Monday, July 29, 2013

Tutorial on Effective Dashboards: Takeaways and References

This blog post is about my tutorial ‘How to Build an Effective Dashboard for CXOs, Senior Management, and Business Leaders’ at the Annual Conference of Software Process Improvement Network, Bangalore Chapter (BSPIN Annual Conference 2013) on 26th July.   It was a memorable experience delivering this tutorial to more than seventy five or eighty attendees clustered around twelve round tables in a big conference room.  Considering the number of participants, I think we had very good exchange of ideas, questions and discussions.  And we spent the last 15 minutes in group discussions summarizing the takeaways. That was a fulfilling experience. Wasn't it?

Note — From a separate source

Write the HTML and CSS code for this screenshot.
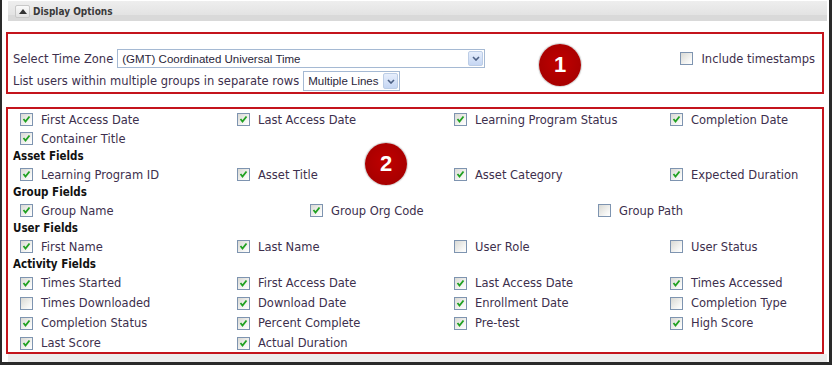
FILE: index.html
```html
<!DOCTYPE html>
<html lang="en">

<head>
    <meta charset="UTF-8">
    <title>Display Options</title>
    <link rel="stylesheet" href="styles.css">
</head>

<body>
    <div class="panel">
        <!-- Panel header -->
        <div class="panel-head">
            <span class="collapse-btn">
                <svg width="8" height="5" viewBox="0 0 8 5"><polygon points="0,5 4,0 8,5" fill="#333"/></svg>
            </span>
            <span class="panel-title">Display Options</span>
        </div>

        <!-- Box 1: time zone -->
        <div class="callout-box box-one">
            <div class="tz-col">
                <div class="tz-row">
                    <span class="lbl">Select Time Zone</span>
                    <div class="fake-select tz-select">
                        <span class="fake-select-text">(GMT) Coordinated Universal Time</span>
                        <span class="fake-select-arrow"><svg width="8" height="5" viewBox="0 0 8 5"><polyline points="1,1 4,4 7,1" fill="none" stroke="#4d6185" stroke-width="1.6"/></svg></span>
                    </div>
                </div>
                <div class="tz-row">
                    <span class="lbl">List users within multiple groups in separate rows</span>
                    <div class="fake-select lines-select">
                        <span class="fake-select-text">Multiple Lines</span>
                        <span class="fake-select-arrow"><svg width="8" height="5" viewBox="0 0 8 5"><polyline points="1,1 4,4 7,1" fill="none" stroke="#4d6185" stroke-width="1.6"/></svg></span>
                    </div>
                </div>
            </div>
            <label class="chk-item ts-item"><span class="chk"></span>Include timestamps</label>
            <div class="badge badge-one">1</div>
        </div>

        <!-- Box 2: fields -->
        <div class="callout-box box-two">
            <div class="field-grid cols-4">
                <label class="chk-item"><span class="chk on"></span>First Access Date</label>
                <label class="chk-item"><span class="chk on"></span>Last Access Date</label>
                <label class="chk-item"><span class="chk on"></span>Learning Program Status</label>
                <label class="chk-item"><span class="chk on"></span>Completion Date</label>
                <label class="chk-item"><span class="chk on"></span>Container Title</label>
            </div>

            <div class="group-title">Asset Fields</div>
            <div class="field-grid cols-4">
                <label class="chk-item"><span class="chk on"></span>Learning Program ID</label>
                <label class="chk-item"><span class="chk on"></span>Asset Title</label>
                <label class="chk-item"><span class="chk on"></span>Asset Category</label>
                <label class="chk-item"><span class="chk on"></span>Expected Duration</label>
            </div>

            <div class="group-title">Group Fields</div>
            <div class="field-grid cols-3">
                <label class="chk-item"><span class="chk on"></span>Group Name</label>
                <label class="chk-item"><span class="chk on"></span>Group Org Code</label>
                <label class="chk-item"><span class="chk"></span>Group Path</label>
            </div>

            <div class="group-title">User Fields</div>
            <div class="field-grid cols-4">
                <label class="chk-item"><span class="chk on"></span>First Name</label>
                <label class="chk-item"><span class="chk on"></span>Last Name</label>
                <label class="chk-item"><span class="chk"></span>User Role</label>
                <label class="chk-item"><span class="chk"></span>User Status</label>
            </div>

            <div class="group-title">Activity Fields</div>
            <div class="field-grid cols-4 tall">
                <label class="chk-item"><span class="chk on"></span>Times Started</label>
                <label class="chk-item"><span class="chk on"></span>First Access Date</label>
                <label class="chk-item"><span class="chk on"></span>Last Access Date</label>
                <label class="chk-item"><span class="chk on"></span>Times Accessed</label>
                <label class="chk-item"><span class="chk"></span>Times Downloaded</label>
                <label class="chk-item"><span class="chk on"></span>Download Date</label>
                <label class="chk-item"><span class="chk on"></span>Enrollment Date</label>
                <label class="chk-item"><span class="chk"></span>Completion Type</label>
                <label class="chk-item"><span class="chk on"></span>Completion Status</label>
                <label class="chk-item"><span class="chk on"></span>Percent Complete</label>
                <label class="chk-item"><span class="chk on"></span>Pre-test</label>
                <label class="chk-item"><span class="chk on"></span>High Score</label>
                <label class="chk-item"><span class="chk on"></span>Last Score</label>
                <label class="chk-item"><span class="chk on"></span>Actual Duration</label>
            </div>

            <div class="badge badge-two">2</div>
        </div>

        <div class="panel-foot"></div>
    </div>
</body>

</html>
```

FILE: styles.css
```css
body {
    margin: 0;
    background-color: #fff;
    font-family: 'DejaVu Sans', sans-serif;
    font-size: 11.5px;
    color: #3d2f4d;
}

.panel {
    width: 832px;
    height: 365px;
    box-sizing: border-box;
    border-left: 2px solid #2a2a2a;
    border-right: 3px solid #2a2a2a;
    border-bottom: 3px solid #2a2a2a;
    padding-top: 1px;
    display: flex;
    flex-direction: column;
}

/* Header bar */
.panel-head {
    height: 20px;
    margin: 0 0 0 6px;
    width: 819px;
    background: linear-gradient(#eeeeee, #e3e3e3 70%, #d9d9d9 72%, #d9d9d9);
    display: flex;
    align-items: center;
}

.collapse-btn {
    width: 13px;
    height: 11px;
    margin-left: 7px;
    border: 1px solid #c8c8c8;
    border-radius: 2px;
    background: linear-gradient(#fafafa, #e2e2e2);
    display: flex;
    align-items: center;
    justify-content: center;
}

.panel-title {
    margin-left: 3px;
    font-family: 'DejaVu Sans Condensed', 'DejaVu Sans', sans-serif;
    font-size: 10px;
    font-weight: bold;
    color: #3a3a3a;
}

/* Red callout boxes */
.callout-box {
    position: relative;
    margin-left: 4px;
    width: 818px;
    box-sizing: border-box;
    border: 2px solid #c4141c;
}

.box-one {
    margin-top: 11px;
    height: 62px;
    padding: 15px 7px 0 5px;
    display: flex;
    align-items: flex-start;
}

.tz-col {
    flex: 1;
    display: flex;
    flex-direction: column;
    gap: 3px;
}

.tz-row {
    display: flex;
    align-items: center;
}

.tz-row .lbl {
    margin-right: 4px;
}

.fake-select {
    display: flex;
    align-items: center;
    box-sizing: border-box;
    border: 1px solid #a5b9d3;
    background: #fff;
    padding: 1px;
    font-family: 'Liberation Sans', Arial, sans-serif;
    font-size: 11.5px;
    color: #2a1f3a;
}

.tz-select {
    width: 368px;
    height: 19px;
}

.lines-select {
    width: 97px;
    height: 20px;
}

.fake-select-text {
    flex: 1;
    padding-left: 3px;
    white-space: nowrap;
}

.fake-select-arrow {
    width: 15px;
    height: 100%;
    box-sizing: border-box;
    border: 1px solid #bccde6;
    border-radius: 2px;
    background: linear-gradient(#e6eefc, #c5d6f3);
    display: flex;
    align-items: center;
    justify-content: center;
}

.ts-item {
    height: 19px;
}

/* Checkbox items */
.chk-item {
    display: flex;
    align-items: center;
    gap: 8px;
    white-space: nowrap;
}

.chk {
    width: 13px;
    height: 13px;
    box-sizing: border-box;
    border: 1px solid #7e94b0;
    background: linear-gradient(135deg, #d9d9d4, #f6f6f4 70%, #fff);
    flex-shrink: 0;
}

.chk.on {
    background:
        url("data:image/svg+xml,%3Csvg xmlns='http://www.w3.org/2000/svg' width='11' height='11'%3E%3Cpolyline points='2.5,5 4.5,7.5 8.5,2.5' fill='none' stroke='%2321a121' stroke-width='1.8'/%3E%3C/svg%3E") center no-repeat,
        linear-gradient(135deg, #d9d9d4, #f6f6f4 70%, #fff);
}

.box-two {
    margin-top: 13px;
    height: 247px;
    padding: 1px 0 0 5px;
}

.group-title {
    height: 17px;
    line-height: 17px;
    font-family: 'DejaVu Sans Condensed', 'DejaVu Sans', sans-serif;
    font-size: 11.5px;
    font-weight: bold;
    color: #111;
}

.field-grid {
    display: grid;
    padding-left: 7px;
    grid-auto-rows: 19px;
}

.field-grid.tall {
    grid-auto-rows: 20px;
}

.cols-4 {
    grid-template-columns: 217px 217px 216px 1fr;
}

.cols-3 {
    grid-template-columns: 290px 288px 1fr;
}

/* Numbered badges over the boxes */
.badge {
    position: absolute;
    width: 42px;
    height: 42px;
    border-radius: 50%;
    background: radial-gradient(circle at 50% 45%, #c00000, #a80000 70%, #9a0000);
    box-shadow: 0 0 1px 1px rgba(120, 120, 120, 0.35);
    color: #fff;
    font-family: 'Liberation Sans', Arial, sans-serif;
    font-weight: bold;
    font-size: 22px;
    display: flex;
    align-items: center;
    justify-content: center;
}

.badge-one {
    left: 531px;
    top: 10px;
}

.badge-two {
    left: 357px;
    top: 34px;
}

.panel-foot {
    flex: 1;
    margin-left: 6px;
    width: 819px;
    background-color: #ececec;
}
```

Many of you wanted to know additional examples on visual representation. In this blog post I have summarized the takeaways and shared a list of references. These references include several examples on visualization techniques and good practices.  Enjoy!

  1. Dashboard is a communication tool – not an analysis tool.
  2. Make it customer or consumer specific.  A dashboard that suits one category of audience need not suit another category.
  3. Dashboard design and delivery does not happen in one shot.   Customer or consumer feedback is very important for dashboard improvement.  Without this dashboards will become stale.
  4. Identifying the right data (metrics and measures) is important. Goal-Question-Measure (GQM) technique helps in identifying the right data.   Metrics are context-specific, multidimensional, and seasonal.
  5. Ask questions. For example, ‘What are the top n questions (say 3 questions) do you want your dashboard to answer?’ can help you in doing the right thing.
  6. Removing the unwanted is equally important.  Ask, ‘What can be removed from this dashboard?’ in addition to asking, ‘What is missing in this dashboard?’.
  7. Consider a good balance of enablers and drivers.   Check if you have the right set of leading and lagging indicators. 
  8. Use the right representation. For example, why do we use Red-Amber-Green to represent project status? Why not follow something better – for example, weather reports?    
  9. Choose the right visual elements such as colors, charts etc.   When you use bar graphs make sure that they show data values in specific order (ascending or descending).  
  10. Data correctness, accessibility and usability are equally important.
  11. Understand and apply ‘Balanced Score Card’ principles when you design dashboards. Also, feel free to unbalance the score card when necessary.
  12. Make sure that your library has copies of the book Information Dashboard Design, The Effective Visual Communication of Data by Stephen Few (O’Reilly, 2006).

  1. Effectively Communicating Numbers by Stephen Few 
  2. Common Pitfalls in Dashboard Design by Stephen Few  
  3. Uses and Misuses of Colors by Stephen Few 
  4. Practical Rules for Using Color in Charts by Stephen Few
  5. Choosing Colors for Data Visualization by Stephen Few
  6. Pervasive Hurdles to Effective Dashboard Design by Stephen Few
  7. Telling Compelling Stories with Numbers by Stephen Few 
  8. Show Me the Numbers – Designing Tables and Graphs to Enlighten by Stephen Few 
  9. Information Dashboard Design by Stephen Few 
  10. Effective Dashboard Design by Andrea Janes, Alberto Sillitti, and Giancarlo Succi 
  11. Guide to Dashboard Design  - Juice Analytics 
  12. 10 CIO Dashboard Tips  -
  13. 5 Characteristics of a CIO dashboard  -
  14. 6 Innovative Dashboards worth Learning From  - Juice Analytics

Do you want to add more to these lists? Please share.


Badari Prasad said...

Hello Raj,

Thanks for a very informative tutorial.

First 2 links refer to the same file ! Could you pl correct it.

Raja Bavani said...

Thanks Badari! I have updated the links.